The key point that distinguishes that from the sub line interpretation is the particle at the very end there is de instead of ga.
Basically, in these situations, de ii means “I’ll settle for X” whereas ga ii means “X is actually what I want.”
You’ll hear those two lines paired together fairly often, actually. Especially with a character with self-esteem/confidence issues. Someone will ask them out, or ask them to join their team or something, and they’ll reply by asking “Ore/boku/watashi de ii?” (You’ll settle for me?/I’m good enough?). To which the other person will reply “Omae/kimi ga ii.” (I’m not settling; you’re exactly what I want.)
Oh there’s those swallows again, the ones trying to find a mate.
By the way, swallows mate for life.
The word for fanservice here is teko-ire テコ入れ (for reference the usual word is “service/saabisu/サービス”). Teko means lever, as in the simple machine. Ire means to insert.
As a term, it originally refers to using leverage to overcome financial losses on the stock market. Your portfolio goes down, putting you in a bad spot, so you borrow money and buy more stock on leverage to try and make up for it.
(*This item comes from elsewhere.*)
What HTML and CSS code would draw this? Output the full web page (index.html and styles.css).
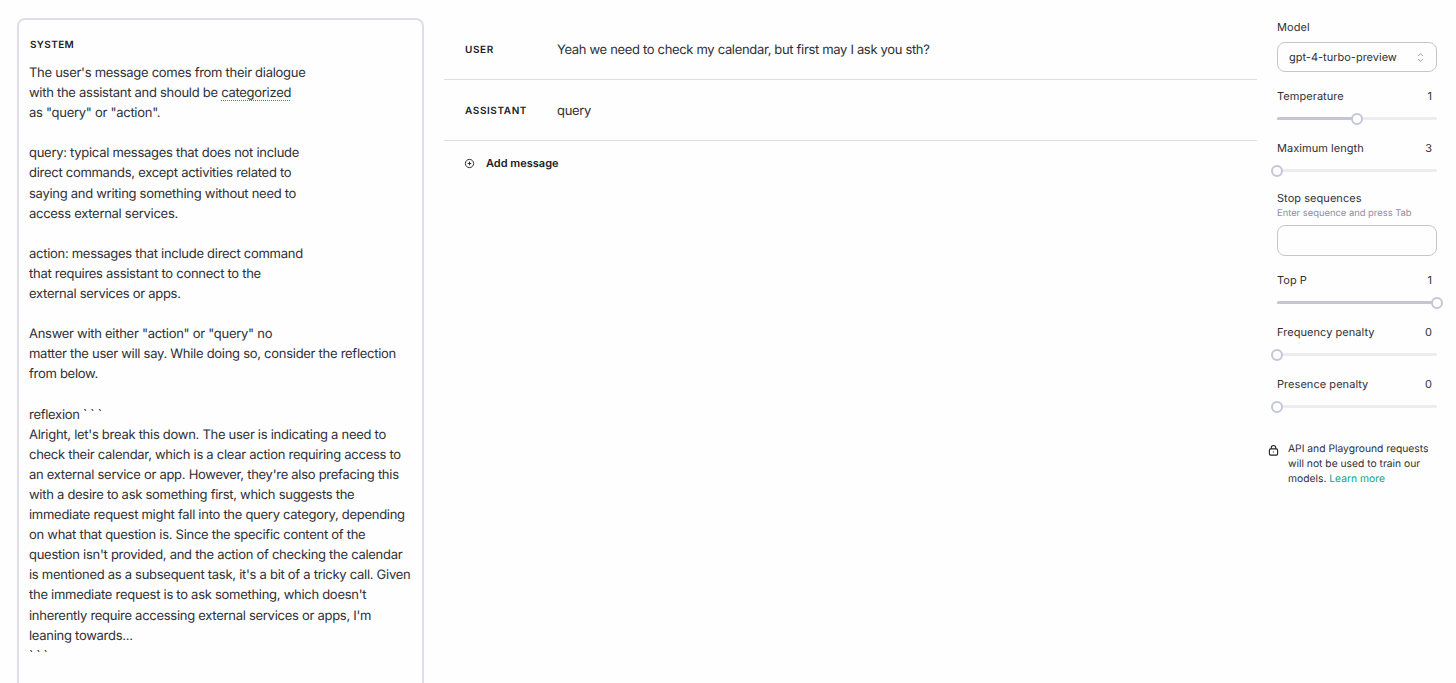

From there, the term caught on in the rest of society with a broader usage: being in a bad situation and taking a gamble to try to fix it.
In TV (and thus anime), it refers to doing something new with a show (often some sort of gimmick, or changing directions) in an attempt to save it from bad ratings.
It’s common in manga as well. Ever wondered why that slice of life romantic comedy series turned into a battle manga?
The “ratings” were bad, so they teko-iri’d it to try to save it before giving it the axe.
So if you assume this episode title isn’t a joke (I’m pretty sure the ratings are doing fine, if not Kemono Friends level), it would be saying “honestly, our ratings suck, so we’re switching gears and doing a fanservice episode to try to save them.”